-- Start of Data excerpt --

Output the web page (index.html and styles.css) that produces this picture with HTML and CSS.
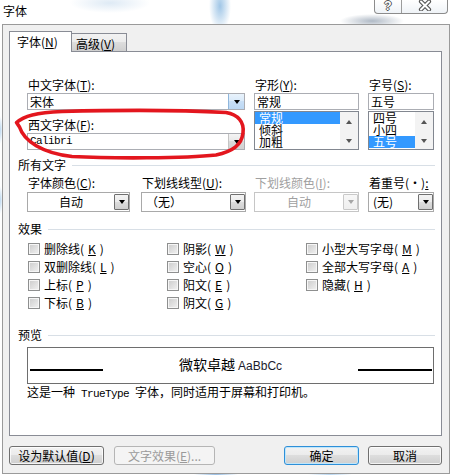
FILE: index.html
```html
<!DOCTYPE html>
<html lang="zh-CN">
<head>
<meta charset="utf-8">
<title>字体</title>
<link rel="stylesheet" href="styles.css">
</head>
<body>
<header class="titlebar">
  <span class="title">字体</span>
  <div class="caption">
    <span class="cap-btn help">?</span>
    <span class="cap-btn close"><svg width="18" height="11" viewBox="0 0 18 11"><path d="M5 1.5 L13 9.5 M13 1.5 L5 9.5" stroke="#555" stroke-width="4.2" stroke-linecap="round" fill="none"/><path d="M5 1.5 L13 9.5 M13 1.5 L5 9.5" stroke="#fff" stroke-width="2" stroke-linecap="round" fill="none"/></svg></span>
  </div>
</header>

<div class="dialog">
  <div class="tabs">
    <div class="tab active">字体(<u>N</u>)</div>
    <div class="tab">高级(<u>V</u>)</div>
  </div>

  <div class="page">
    <div class="fontgrid">
      <div class="col col-name">
        <div class="lbl">中文字体(<u>T</u>):</div>
        <div class="combo hot"><span class="val">宋体</span><span class="dd"><i class="tri"></i></span></div>
        <div class="lbl lbl2">西文字体(<u>F</u>):</div>
        <div class="combo"><span class="val mono">Calibri</span><span class="dd"><i class="tri"></i></span></div>
      </div>
      <div class="col col-style">
        <div class="lbl">字形(<u>Y</u>):</div>
        <div class="field">常规</div>
        <div class="listbox">
          <ul class="items"><li class="sel">常规</li><li>倾斜</li><li>加粗</li></ul>
          <div class="vscroll"><i class="tri up sb"></i><i class="tri sb"></i></div>
        </div>
      </div>
      <div class="col col-size">
        <div class="lbl">字号(<u>S</u>):</div>
        <div class="field">五号</div>
        <div class="listbox">
          <ul class="items"><li>四号</li><li>小四</li><li class="sel">五号</li></ul>
          <div class="vscroll"><i class="tri up sb"></i><i class="tri sb"></i></div>
        </div>
      </div>
    </div>

    <div class="group g-all">所有文字</div>
    <div class="attrs">
      <div class="attr a1">
        <div class="lbl">字体颜色(<u>C</u>):</div>
        <div class="ddl center"><span class="val">自动</span><span class="btn-dd"><i class="tri"></i></span></div>
      </div>
      <div class="attr a2">
        <div class="lbl">下划线线型(<u>U</u>):</div>
        <div class="ddl"><span class="val">（无）</span><span class="btn-dd"><i class="tri"></i></span></div>
      </div>
      <div class="attr a3 disabled">
        <div class="lbl">下划线颜色(<u>I</u>):</div>
        <div class="ddl center"><span class="val">自动</span><span class="btn-dd"><i class="tri"></i></span></div>
      </div>
      <div class="attr a4">
        <div class="lbl">着重号(·)<u>:</u></div>
        <div class="ddl"><span class="val">(无)</span><span class="btn-dd"><i class="tri"></i></span></div>
      </div>
    </div>

    <div class="group g-fx">效果</div>
    <div class="effects">
      <div class="chk"><span class="box"></span>删除线(<u>K</u>)</div>
      <div class="chk"><span class="box"></span>双删除线(<u>L</u>)</div>
      <div class="chk"><span class="box"></span>上标(<u>P</u>)</div>
      <div class="chk"><span class="box"></span>下标(<u>B</u>)</div>
      <div class="chk"><span class="box"></span>阴影(<u>W</u>)</div>
      <div class="chk"><span class="box"></span>空心(<u>O</u>)</div>
      <div class="chk"><span class="box"></span>阳文(<u>E</u>)</div>
      <div class="chk"><span class="box"></span>阴文(<u>G</u>)</div>
      <div class="chk"><span class="box"></span>小型大写字母(<u>M</u>)</div>
      <div class="chk"><span class="box"></span>全部大写字母(<u>A</u>)</div>
      <div class="chk"><span class="box"></span>隐藏(<u>H</u>)</div>
    </div>

    <div class="group g-prev">预览</div>
    <div class="preview">
      <span class="rule"></span>
      <span class="sample">微软卓越 <span class="latin">AaBbCc</span></span>
      <span class="rule"></span>
    </div>
    <p class="desc">这是一种<span class="mono"> TrueType </span>字体，同时适用于屏幕和打印机。</p>
  </div>

  <div class="actions">
    <span class="btn b-default">设为默认值(<u>D</u>)</span>
    <span class="btn b-effects disabled">文字效果(<u>E</u>)...</span>
    <span class="btn b-ok">确定</span>
    <span class="btn b-cancel">取消</span>
  </div>
</div>

<svg class="annot" width="452" height="475" viewBox="0 0 452 475">
  <path d="M226 112.5 C238 114.5 244.5 122 243 133 C241.5 145 233 151.5 216 155 C185 158.5 110 158.5 72 156.5 C42 153 24 141 19.5 127 L16.5 122.5 C24 116 36 112.5 62 111.5 C120 110 190 110.5 226 112.5"
        fill="none" stroke="#e3161e" stroke-width="3.6" stroke-linecap="round" stroke-linejoin="round"/>
</svg>
</body>
</html>
```

FILE: styles.css
```css
* { box-sizing: border-box; }

html, body { margin: 0; padding: 0; }

body {
  position: relative;
  width: 452px;
  height: 475px;
  overflow: hidden;
  font-family: "Noto Sans CJK SC", "Liberation Sans", sans-serif;
  font-size: 12px;
  line-height: 14px;
  color: #000;
  background:
    radial-gradient(ellipse 11px 26px at 220px 6px, rgba(150, 192, 228, 0.9), rgba(150, 192, 228, 0) 100%),
    radial-gradient(ellipse 32px 7px at 372px 21px, rgba(110, 128, 150, 0.55), rgba(110, 128, 150, 0) 100%),
    radial-gradient(ellipse 40px 10px at 110px 3px, rgba(200, 220, 238, 0.6), rgba(200, 220, 238, 0) 100%),
    radial-gradient(ellipse 22px 5px at 216px 475px, rgba(120, 170, 220, 0.8), rgba(120, 170, 220, 0) 100%),
    radial-gradient(ellipse 22px 5px at 330px 475px, rgba(150, 195, 235, 0.7), rgba(150, 195, 235, 0) 100%),
    radial-gradient(ellipse 3px 14px at 0px 130px, rgba(170, 205, 235, 0.8), rgba(170, 205, 235, 0) 100%),
    radial-gradient(ellipse 3px 14px at 0px 200px, rgba(170, 205, 235, 0.8), rgba(170, 205, 235, 0) 100%),
    #fff;
}

u { text-decoration: underline; text-underline-offset: 1px; }

.mono {
  font-family: "Liberation Mono", "DejaVu Sans Mono", monospace;
  font-size: 11px;
  letter-spacing: -0.6px;
}

/* ---------- title bar ---------- */
.titlebar {
  height: 24px;
  display: flex;
  justify-content: space-between;
  align-items: flex-start;
}
.title {
  margin: 4px 0 0 3px;
  font-size: 12px;
  line-height: 14px;
}
.caption {
  display: flex;
  height: 14px;
  margin-right: 4px;
  border: 1px solid #8c8c8c;
  border-top: 0;
  border-radius: 0 0 4px 4px;
  background: linear-gradient(rgba(255,255,255,0.6), rgba(235,240,245,0.8));
}
.cap-btn {
  display: flex;
  align-items: center;
  justify-content: center;
}
.help {
  width: 27px;
  border-right: 1px solid #9c9c9c;
  font-family: "Liberation Sans", sans-serif;
  font-weight: bold;
  font-size: 12px;
  line-height: 12px;
  color: #fff;
  text-shadow: 1px 0 #555, -1px 0 #555, 0 1px #555, 0 -1px #555;
  padding-bottom: 2px;
}
.close {
  width: 45px;
  padding-bottom: 3px;
}

/* ---------- dialog ---------- */
.dialog {
  margin-left: 2px;
  width: 448px;
  height: 450px;
  border: 1px solid #9a9a9a;
  background: #f0f0f0;
  padding: 6px 7px 0 6px;
}

.tabs {
  height: 20px;
  display: flex;
  align-items: flex-end;
}
.tab {
  width: 56px;
  height: 18px;
  margin-left: -1px;
  padding-left: 4px;
  border: 1px solid #898c95;
  border-bottom: 0;
  background: linear-gradient(#f2f2f2, #ebebeb 50%, #dddddd 50%, #cfcfcf);
  line-height: 19px;
  white-space: nowrap;
}
.tab.active {
  position: relative;
  z-index: 1;
  width: 63px;
  height: 21px;
  margin-left: 0;
  margin-bottom: -1px;
  padding-left: 7px;
  background: #fff;
  line-height: 20px;
}

.page {
  height: 385px;
  border: 1px solid #898c95;
  background: #fff;
  padding: 26px 6px 0 8px;
}

.lbl {
  padding-left: 1px;
  height: 14px;
  white-space: nowrap;
}

/* font row */
.fontgrid {
  display: flex;
  margin-left: 9px;
}
.col-name { width: 218px; }
.col-style { width: 105px; margin-left: 9px; }
.col-size { width: 66px; margin-left: 9px; }

.lbl2 { margin-top: 8px; }

.field, .combo {
  margin-top: 1px;
  height: 17px;
  border: 1px solid #abadb3;
  background: #fff;
}
.field {
  padding-left: 2px;
  line-height: 15px;
}
.combo { display: flex; }
.val {
  flex: 1;
  padding-left: 2px;
  line-height: 15px;
  white-space: nowrap;
  overflow: hidden;
}
.combo .val.mono { padding-left: 2px; }
.dd {
  width: 16px;
  display: flex;
  align-items: center;
  justify-content: center;
  border-left: 1px solid #c4c4c4;
  background: linear-gradient(#f4f4f4, #e8e8e8 50%, #dadada 50%, #d2d2d2);
}
.combo.hot .dd {
  border-left-color: #8fb6dc;
  background: linear-gradient(#e9f3fc, #d8e9f9 50%, #c8dff6 50%, #bcd8f4);
}

.tri {
  display: block;
  width: 0;
  height: 0;
  border-left: 3.5px solid transparent;
  border-right: 3.5px solid transparent;
  border-top: 4px solid #000;
}
.tri.up {
  border-top: 0;
  border-bottom: 4px solid #000;
}
.tri.sb { border-top-color: #555; border-bottom-color: #555; }
.tri.sb.up { border-top-color: transparent; }
.tri.sb:not(.up) { border-bottom-color: transparent; }

.listbox {
  margin-top: 1px;
  height: 39px;
  display: flex;
  border: 1px solid #828790;
  background: #fff;
}
.items {
  flex: 1;
  margin: 0;
  padding: 0 0 1px 0;
  list-style: none;
}
.items li {
  height: 12px;
  line-height: 12px;
  padding-left: 4px;
  white-space: nowrap;
}
.items li.sel {
  background: #3399ff;
  color: #fff;
}
.vscroll {
  width: 18px;
  display: flex;
  flex-direction: column;
  align-items: center;
  justify-content: space-between;
  padding: 8px 0 6px;
  background: #f3f3f3;
}

/* group headings */
.group {
  display: flex;
  align-items: center;
  height: 14px;
  white-space: nowrap;
}
.group::after {
  content: "";
  flex: 1;
  height: 1px;
  margin-left: 6px;
  background: #d8dfe6;
}
.g-all { margin-top: 8px; }
.g-fx { margin-top: 10px; }
.g-prev { margin-top: 16px; }

/* attributes row */
.attrs {
  display: flex;
  margin: 4px 0 0 9px;
}
.a1 { width: 103px; }
.a2 { width: 105px; margin-left: 11px; }
.a3 { width: 105px; margin-left: 8px; }
.a4 { width: 66px; margin-left: 9px; }

.ddl {
  margin-top: 2px;
  height: 20px;
  display: flex;
  border: 1px solid #a9a9a9;
  background: #fff;
}
.ddl .val {
  line-height: 18px;
  padding-left: 4px;
}
.ddl.center .val {
  text-align: center;
  padding-left: 0;
}
.btn-dd {
  width: 15px;
  margin: 1px 0;
  display: flex;
  align-items: center;
  justify-content: center;
  border: 1px solid #6f6f6f;
  border-radius: 1px;
  background: linear-gradient(#f3f3f3, #ebebeb 50%, #dddddd 50%, #cfcfcf);
}
.disabled .lbl, .disabled .val { color: #a0a0a0; }
.disabled .ddl { border-color: #c6c6c6; }
.disabled .btn-dd {
  border-color: #c9c9c9;
  background: linear-gradient(#f7f7f7, #efefef);
}
.disabled .tri { border-top-color: #a6a6a6; }

/* effects */
.effects {
  margin: 4px 0 0 10px;
  display: grid;
  grid-template-columns: 139px 139px 1fr;
  grid-template-rows: repeat(4, 18px);
  grid-auto-flow: column;
}
.chk {
  display: flex;
  align-items: center;
  gap: 4px;
  white-space: nowrap;
}
.box {
  width: 12px;
  height: 12px;
  flex: none;
  border: 1px solid #8e8f8f;
  background: linear-gradient(135deg, #cbcbcb, #f2f2f2);
  box-shadow: inset 0 0 0 1px #f6f6f6;
}

/* preview */
.preview {
  margin: 5px 0 0 9px;
  width: 407px;
  height: 37px;
  display: grid;
  grid-template-columns: 73px 1fr 74px;
  align-items: end;
  padding: 0 1px 0 2px;
  border: 1px solid #6e6e6e;
}
.rule {
  height: 2px;
  margin-bottom: 12px;
  background: #000;
}
.sample {
  text-align: center;
  font-size: 14px;
  line-height: 18px;
  margin-bottom: 8px;
  white-space: nowrap;
}
.latin {
  font-family: "Liberation Sans", sans-serif;
  font-size: 12px;
  color: #1c1c2c;
}
.desc {
  margin: 1px 0 0 9px;
  line-height: 14px;
  white-space: nowrap;
}

/* buttons */
.actions {
  display: flex;
  margin-top: 10px;
  height: 19px;
}
.btn {
  height: 19px;
  display: flex;
  align-items: center;
  justify-content: center;
  border: 1px solid #707070;
  border-radius: 3px;
  background: linear-gradient(#f2f2f2, #ebebeb 50%, #dddddd 50%, #cfcfcf);
  box-shadow: inset 0 0 0 1px rgba(255, 255, 255, 0.75);
  white-space: nowrap;
  line-height: 14px;
}
.b-default { width: 95px; }
.b-effects { width: 101px; margin-left: 10px; }
.b-ok { width: 75px; margin-left: auto; border-color: #2e8fd8; box-shadow: inset 0 0 0 1px #bfe6fb; }
.b-cancel { width: 74px; margin-left: 9px; }
.btn.disabled {
  border-color: #b5b5b5;
  background: #f4f4f4;
  color: #9a9a9a;
  box-shadow: none;
}

/* hand-drawn annotation overlay */
.annot {
  position: absolute;
  left: 0;
  top: 0;
  pointer-events: none;
}
```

-- End of Data excerpt --

### Instructions to follow:
Pick out all lines containing the string "styles".

### Answer below:
Output the web page (index.html and styles.css) that produces this picture with HTML and CSS.
<link rel="stylesheet" href="styles.css">
FILE: styles.css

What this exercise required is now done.